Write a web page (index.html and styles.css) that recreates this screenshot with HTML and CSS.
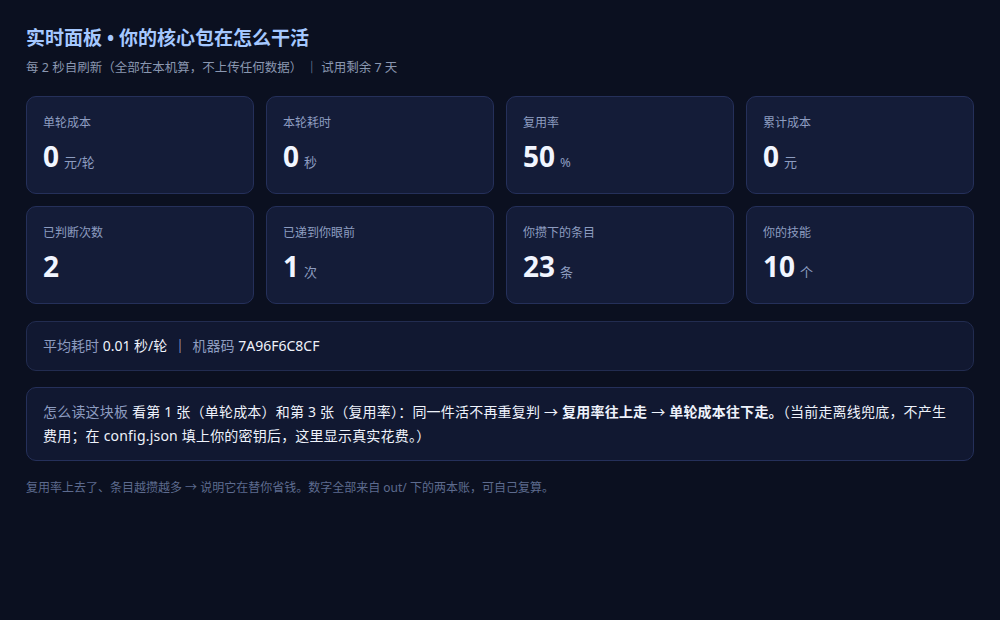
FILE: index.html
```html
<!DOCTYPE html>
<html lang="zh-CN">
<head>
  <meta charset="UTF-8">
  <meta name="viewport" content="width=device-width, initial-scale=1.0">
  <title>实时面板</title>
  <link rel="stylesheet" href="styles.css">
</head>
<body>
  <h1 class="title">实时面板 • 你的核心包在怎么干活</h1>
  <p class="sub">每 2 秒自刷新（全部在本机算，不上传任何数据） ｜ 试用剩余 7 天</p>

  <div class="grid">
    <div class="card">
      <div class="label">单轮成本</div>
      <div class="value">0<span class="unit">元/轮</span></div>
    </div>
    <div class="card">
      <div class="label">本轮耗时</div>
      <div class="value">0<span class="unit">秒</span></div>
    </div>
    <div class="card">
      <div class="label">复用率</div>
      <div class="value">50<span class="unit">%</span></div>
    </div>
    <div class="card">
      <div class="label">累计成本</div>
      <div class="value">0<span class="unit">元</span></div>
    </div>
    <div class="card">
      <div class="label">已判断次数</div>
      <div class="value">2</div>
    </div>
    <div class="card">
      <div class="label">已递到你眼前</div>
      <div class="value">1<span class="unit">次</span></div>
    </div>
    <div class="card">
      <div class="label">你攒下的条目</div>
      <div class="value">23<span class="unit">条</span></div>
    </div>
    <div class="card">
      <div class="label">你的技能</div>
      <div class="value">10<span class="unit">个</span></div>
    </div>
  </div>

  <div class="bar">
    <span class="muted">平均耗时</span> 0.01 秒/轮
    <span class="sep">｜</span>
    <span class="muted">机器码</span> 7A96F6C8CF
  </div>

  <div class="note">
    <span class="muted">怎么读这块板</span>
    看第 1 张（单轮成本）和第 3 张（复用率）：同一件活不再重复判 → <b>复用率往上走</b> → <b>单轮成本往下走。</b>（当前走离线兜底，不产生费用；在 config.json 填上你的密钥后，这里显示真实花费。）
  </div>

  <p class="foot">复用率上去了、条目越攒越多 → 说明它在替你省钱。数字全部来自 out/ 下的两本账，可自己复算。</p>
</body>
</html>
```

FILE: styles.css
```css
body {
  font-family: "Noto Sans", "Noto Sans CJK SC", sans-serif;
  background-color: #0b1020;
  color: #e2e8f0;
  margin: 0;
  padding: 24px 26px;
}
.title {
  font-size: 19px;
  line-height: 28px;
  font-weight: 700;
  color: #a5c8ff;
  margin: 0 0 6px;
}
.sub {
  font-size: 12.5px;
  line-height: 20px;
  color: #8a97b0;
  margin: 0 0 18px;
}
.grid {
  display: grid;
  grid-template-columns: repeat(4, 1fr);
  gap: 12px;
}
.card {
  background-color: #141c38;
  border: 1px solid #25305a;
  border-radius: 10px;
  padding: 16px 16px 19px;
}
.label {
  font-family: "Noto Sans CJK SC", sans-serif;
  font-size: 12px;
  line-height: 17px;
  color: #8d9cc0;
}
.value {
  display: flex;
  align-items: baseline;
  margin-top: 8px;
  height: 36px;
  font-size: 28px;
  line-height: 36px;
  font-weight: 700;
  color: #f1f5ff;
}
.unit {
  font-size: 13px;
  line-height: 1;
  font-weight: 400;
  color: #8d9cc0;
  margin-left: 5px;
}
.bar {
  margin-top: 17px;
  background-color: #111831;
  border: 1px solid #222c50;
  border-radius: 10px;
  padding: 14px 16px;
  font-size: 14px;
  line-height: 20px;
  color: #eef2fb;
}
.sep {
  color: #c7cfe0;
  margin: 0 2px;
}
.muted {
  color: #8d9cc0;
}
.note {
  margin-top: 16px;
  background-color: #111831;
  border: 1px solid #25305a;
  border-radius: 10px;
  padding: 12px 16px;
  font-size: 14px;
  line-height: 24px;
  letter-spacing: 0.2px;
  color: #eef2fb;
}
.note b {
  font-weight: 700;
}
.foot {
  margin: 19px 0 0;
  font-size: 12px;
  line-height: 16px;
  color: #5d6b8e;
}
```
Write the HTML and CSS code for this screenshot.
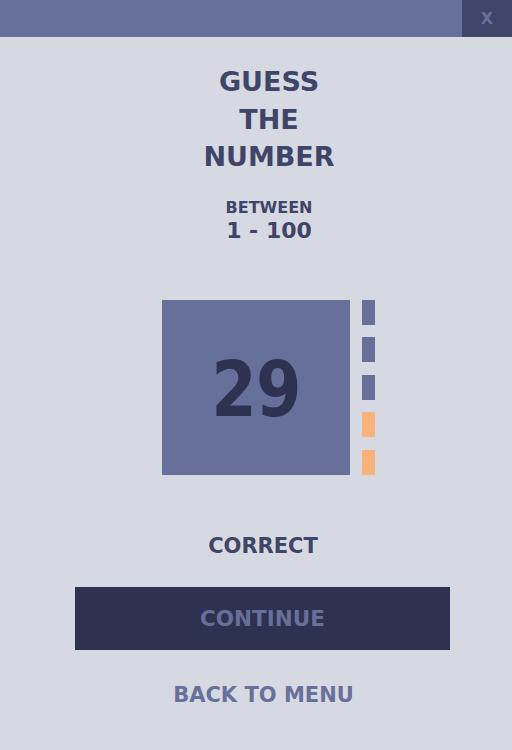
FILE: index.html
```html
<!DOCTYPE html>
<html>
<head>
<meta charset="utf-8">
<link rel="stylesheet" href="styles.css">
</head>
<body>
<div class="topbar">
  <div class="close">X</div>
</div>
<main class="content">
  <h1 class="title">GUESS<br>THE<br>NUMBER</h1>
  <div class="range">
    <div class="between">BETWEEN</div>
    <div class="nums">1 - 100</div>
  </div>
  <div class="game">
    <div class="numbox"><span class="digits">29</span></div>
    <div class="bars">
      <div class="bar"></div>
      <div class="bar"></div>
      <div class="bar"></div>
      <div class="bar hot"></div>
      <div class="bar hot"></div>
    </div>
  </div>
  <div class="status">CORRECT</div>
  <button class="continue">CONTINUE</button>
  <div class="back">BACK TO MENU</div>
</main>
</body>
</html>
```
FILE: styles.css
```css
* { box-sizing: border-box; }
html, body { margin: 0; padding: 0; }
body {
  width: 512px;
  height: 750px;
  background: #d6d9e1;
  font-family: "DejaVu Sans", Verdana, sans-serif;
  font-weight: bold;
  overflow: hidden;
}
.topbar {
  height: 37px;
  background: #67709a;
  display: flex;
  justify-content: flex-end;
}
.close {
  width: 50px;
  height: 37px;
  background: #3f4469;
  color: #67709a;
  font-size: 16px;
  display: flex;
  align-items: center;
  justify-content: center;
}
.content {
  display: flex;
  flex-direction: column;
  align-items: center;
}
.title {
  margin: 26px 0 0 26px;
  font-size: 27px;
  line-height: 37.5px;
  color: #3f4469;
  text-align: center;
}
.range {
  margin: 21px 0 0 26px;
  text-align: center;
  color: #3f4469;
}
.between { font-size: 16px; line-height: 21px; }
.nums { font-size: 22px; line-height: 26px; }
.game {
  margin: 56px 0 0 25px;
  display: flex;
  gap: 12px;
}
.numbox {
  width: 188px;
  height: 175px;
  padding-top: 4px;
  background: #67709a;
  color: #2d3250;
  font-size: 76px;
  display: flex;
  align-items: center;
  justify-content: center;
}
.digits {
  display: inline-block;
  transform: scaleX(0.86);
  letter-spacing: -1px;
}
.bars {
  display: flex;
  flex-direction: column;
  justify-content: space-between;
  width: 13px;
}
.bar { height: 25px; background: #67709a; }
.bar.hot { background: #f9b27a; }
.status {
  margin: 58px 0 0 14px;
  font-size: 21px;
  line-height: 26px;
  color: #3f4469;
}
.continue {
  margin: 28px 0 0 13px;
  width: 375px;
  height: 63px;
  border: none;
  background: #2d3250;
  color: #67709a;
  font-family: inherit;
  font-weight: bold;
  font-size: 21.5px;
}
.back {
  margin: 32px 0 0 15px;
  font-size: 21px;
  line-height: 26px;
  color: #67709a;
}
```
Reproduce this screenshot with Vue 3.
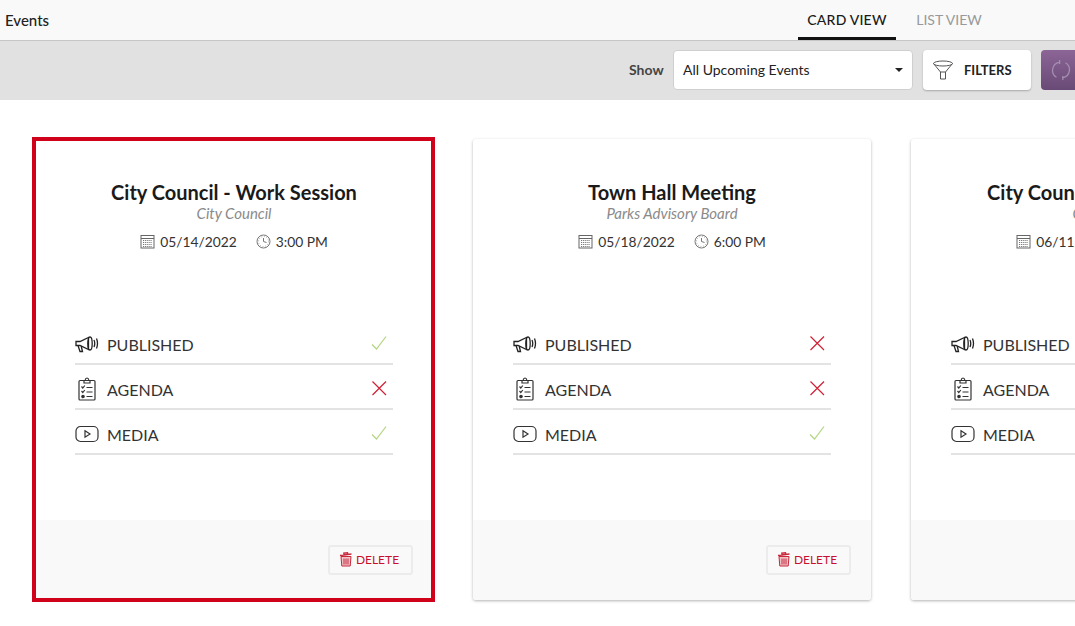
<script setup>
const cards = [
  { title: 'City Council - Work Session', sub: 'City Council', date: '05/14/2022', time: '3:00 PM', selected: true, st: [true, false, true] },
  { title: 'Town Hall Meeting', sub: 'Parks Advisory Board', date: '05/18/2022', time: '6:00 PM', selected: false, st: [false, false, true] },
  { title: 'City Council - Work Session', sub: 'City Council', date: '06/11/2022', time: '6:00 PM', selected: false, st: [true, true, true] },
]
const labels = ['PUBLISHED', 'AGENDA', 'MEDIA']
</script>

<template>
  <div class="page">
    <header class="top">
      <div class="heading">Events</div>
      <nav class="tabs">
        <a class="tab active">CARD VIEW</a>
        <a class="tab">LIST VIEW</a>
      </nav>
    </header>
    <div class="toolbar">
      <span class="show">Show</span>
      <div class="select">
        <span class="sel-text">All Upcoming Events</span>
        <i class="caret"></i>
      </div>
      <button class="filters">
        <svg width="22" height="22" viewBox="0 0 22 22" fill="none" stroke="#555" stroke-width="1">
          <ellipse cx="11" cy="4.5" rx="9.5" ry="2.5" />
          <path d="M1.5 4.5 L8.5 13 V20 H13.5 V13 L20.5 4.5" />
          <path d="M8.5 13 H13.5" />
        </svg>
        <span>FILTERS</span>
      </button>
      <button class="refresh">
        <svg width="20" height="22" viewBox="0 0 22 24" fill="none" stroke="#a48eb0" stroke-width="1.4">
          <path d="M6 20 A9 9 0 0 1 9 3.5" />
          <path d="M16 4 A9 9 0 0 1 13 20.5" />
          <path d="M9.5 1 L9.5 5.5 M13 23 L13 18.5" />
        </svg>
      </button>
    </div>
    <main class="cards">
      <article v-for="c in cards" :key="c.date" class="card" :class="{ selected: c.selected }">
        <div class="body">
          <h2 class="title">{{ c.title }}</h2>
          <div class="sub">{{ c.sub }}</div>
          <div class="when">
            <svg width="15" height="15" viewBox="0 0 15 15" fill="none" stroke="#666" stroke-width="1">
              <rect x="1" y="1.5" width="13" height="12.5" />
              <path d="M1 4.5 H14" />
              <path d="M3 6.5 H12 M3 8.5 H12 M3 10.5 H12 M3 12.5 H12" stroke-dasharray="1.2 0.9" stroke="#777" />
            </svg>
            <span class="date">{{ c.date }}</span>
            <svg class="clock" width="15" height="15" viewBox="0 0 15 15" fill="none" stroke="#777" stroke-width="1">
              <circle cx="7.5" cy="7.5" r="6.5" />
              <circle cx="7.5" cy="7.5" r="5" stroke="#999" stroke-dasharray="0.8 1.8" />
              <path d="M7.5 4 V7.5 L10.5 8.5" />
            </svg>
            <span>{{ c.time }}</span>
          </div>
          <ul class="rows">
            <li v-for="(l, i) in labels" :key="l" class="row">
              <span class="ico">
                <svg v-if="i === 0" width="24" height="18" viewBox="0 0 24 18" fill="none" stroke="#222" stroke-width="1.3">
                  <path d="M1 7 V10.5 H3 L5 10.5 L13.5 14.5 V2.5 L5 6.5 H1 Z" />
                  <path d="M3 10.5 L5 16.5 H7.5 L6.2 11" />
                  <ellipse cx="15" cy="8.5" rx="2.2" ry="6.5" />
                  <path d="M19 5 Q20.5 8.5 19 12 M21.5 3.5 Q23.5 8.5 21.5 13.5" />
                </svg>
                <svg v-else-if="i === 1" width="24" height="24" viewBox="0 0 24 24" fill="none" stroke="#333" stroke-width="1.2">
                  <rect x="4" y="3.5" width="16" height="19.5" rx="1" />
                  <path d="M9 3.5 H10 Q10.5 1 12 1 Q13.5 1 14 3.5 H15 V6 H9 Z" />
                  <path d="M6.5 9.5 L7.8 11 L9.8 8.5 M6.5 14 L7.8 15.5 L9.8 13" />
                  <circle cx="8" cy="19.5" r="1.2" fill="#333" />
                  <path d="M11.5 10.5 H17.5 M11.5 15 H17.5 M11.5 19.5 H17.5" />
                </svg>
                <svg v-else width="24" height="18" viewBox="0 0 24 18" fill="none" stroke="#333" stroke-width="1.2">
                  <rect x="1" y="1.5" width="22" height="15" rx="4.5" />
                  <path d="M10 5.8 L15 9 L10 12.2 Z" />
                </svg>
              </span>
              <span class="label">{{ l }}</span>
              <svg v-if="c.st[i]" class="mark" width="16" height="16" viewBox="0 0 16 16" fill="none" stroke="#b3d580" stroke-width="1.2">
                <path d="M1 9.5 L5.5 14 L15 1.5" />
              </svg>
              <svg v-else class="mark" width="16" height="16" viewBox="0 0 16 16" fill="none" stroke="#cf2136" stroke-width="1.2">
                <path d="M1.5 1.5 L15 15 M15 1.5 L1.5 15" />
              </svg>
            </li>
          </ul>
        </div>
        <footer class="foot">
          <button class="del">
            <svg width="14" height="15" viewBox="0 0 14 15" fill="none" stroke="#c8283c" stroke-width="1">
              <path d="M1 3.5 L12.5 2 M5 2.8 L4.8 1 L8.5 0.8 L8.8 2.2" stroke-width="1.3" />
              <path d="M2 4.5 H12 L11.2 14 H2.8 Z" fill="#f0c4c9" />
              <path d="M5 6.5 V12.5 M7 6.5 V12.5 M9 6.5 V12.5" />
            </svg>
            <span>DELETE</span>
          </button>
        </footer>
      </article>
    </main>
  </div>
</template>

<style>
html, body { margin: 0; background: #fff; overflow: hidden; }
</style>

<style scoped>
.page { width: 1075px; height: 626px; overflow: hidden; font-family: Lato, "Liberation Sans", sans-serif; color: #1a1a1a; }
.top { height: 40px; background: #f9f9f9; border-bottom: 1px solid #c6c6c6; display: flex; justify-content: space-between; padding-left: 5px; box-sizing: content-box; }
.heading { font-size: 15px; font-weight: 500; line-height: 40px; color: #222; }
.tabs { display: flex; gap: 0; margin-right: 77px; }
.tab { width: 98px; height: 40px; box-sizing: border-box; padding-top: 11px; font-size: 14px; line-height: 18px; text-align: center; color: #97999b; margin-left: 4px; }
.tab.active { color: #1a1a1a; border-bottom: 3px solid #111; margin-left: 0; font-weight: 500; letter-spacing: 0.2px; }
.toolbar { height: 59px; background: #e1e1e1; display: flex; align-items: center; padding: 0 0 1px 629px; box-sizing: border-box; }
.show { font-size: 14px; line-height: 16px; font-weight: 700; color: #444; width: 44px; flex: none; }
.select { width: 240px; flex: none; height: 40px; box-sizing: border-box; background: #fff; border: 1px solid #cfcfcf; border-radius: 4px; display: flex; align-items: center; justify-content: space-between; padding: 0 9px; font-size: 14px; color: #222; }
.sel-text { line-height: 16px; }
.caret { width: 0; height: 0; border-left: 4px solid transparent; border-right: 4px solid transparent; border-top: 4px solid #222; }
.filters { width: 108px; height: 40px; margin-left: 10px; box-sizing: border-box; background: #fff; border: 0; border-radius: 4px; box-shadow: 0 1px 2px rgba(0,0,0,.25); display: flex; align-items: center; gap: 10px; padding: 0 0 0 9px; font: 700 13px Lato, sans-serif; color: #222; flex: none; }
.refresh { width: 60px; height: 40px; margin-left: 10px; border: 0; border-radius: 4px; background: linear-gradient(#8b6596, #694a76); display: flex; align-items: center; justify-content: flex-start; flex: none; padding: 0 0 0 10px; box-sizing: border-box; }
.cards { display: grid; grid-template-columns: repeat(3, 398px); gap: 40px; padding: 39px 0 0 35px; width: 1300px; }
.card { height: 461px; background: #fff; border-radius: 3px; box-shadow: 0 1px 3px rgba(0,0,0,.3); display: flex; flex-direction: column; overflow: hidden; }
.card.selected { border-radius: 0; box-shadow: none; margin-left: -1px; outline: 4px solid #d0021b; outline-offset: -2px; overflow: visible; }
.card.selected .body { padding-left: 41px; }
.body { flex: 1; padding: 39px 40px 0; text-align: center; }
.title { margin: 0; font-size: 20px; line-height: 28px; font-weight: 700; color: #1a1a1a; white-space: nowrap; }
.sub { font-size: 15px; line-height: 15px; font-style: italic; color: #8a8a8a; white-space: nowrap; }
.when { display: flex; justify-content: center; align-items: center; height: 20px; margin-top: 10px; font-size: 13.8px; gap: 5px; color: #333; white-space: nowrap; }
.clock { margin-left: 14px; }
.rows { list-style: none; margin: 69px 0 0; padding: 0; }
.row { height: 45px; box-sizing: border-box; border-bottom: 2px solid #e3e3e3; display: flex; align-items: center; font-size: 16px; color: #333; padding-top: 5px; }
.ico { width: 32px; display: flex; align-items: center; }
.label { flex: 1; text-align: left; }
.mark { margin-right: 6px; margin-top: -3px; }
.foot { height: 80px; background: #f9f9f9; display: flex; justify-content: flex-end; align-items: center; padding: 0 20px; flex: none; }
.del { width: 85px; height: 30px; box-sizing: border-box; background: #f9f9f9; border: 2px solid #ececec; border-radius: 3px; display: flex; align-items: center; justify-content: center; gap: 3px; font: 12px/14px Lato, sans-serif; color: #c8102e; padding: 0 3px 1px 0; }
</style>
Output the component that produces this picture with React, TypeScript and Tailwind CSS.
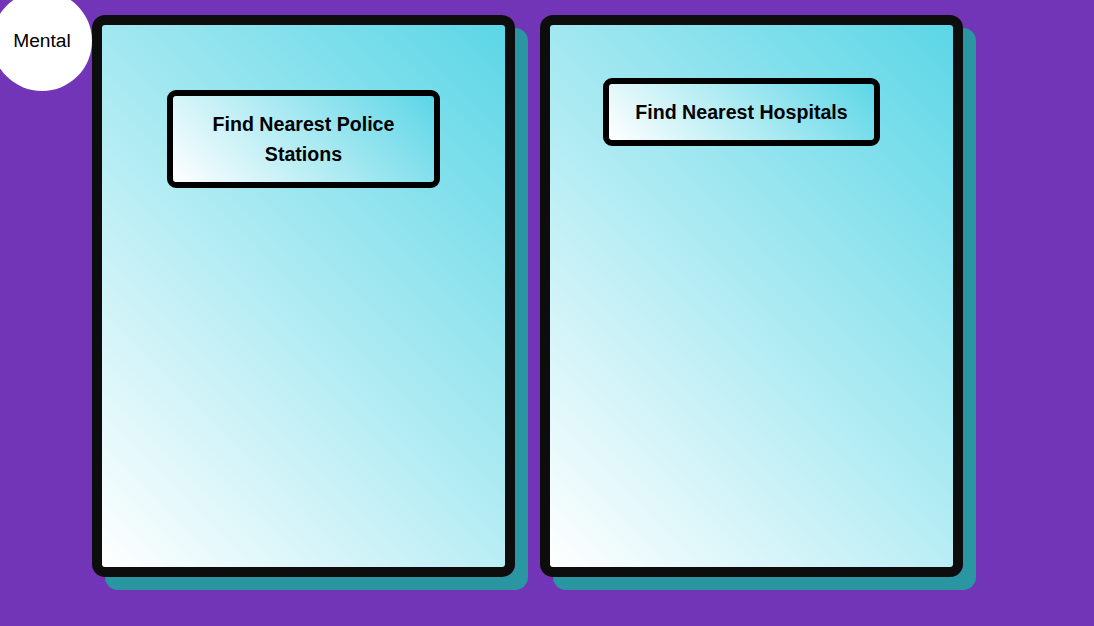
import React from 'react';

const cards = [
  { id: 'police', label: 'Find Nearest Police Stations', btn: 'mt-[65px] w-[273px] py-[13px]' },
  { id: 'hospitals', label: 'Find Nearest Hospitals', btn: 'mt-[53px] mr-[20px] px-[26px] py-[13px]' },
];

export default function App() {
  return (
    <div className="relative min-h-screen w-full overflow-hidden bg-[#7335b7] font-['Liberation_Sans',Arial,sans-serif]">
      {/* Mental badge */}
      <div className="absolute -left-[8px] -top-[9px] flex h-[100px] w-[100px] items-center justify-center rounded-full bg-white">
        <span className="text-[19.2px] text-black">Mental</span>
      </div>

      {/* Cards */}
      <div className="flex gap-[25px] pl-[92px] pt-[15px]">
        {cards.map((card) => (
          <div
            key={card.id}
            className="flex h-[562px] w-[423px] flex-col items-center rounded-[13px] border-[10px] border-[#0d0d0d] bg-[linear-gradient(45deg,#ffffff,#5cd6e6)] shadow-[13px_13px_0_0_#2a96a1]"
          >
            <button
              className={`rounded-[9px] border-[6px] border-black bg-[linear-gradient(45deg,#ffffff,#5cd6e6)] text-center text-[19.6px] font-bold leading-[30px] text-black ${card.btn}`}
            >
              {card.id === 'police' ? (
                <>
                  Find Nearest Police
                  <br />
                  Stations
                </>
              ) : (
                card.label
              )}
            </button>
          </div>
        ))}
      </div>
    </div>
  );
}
□ □ □ □ □
Return each line where "React" shows up.

Output the component that produces this picture with React, TypeScript and Tailwind CSS.
import React from 'react';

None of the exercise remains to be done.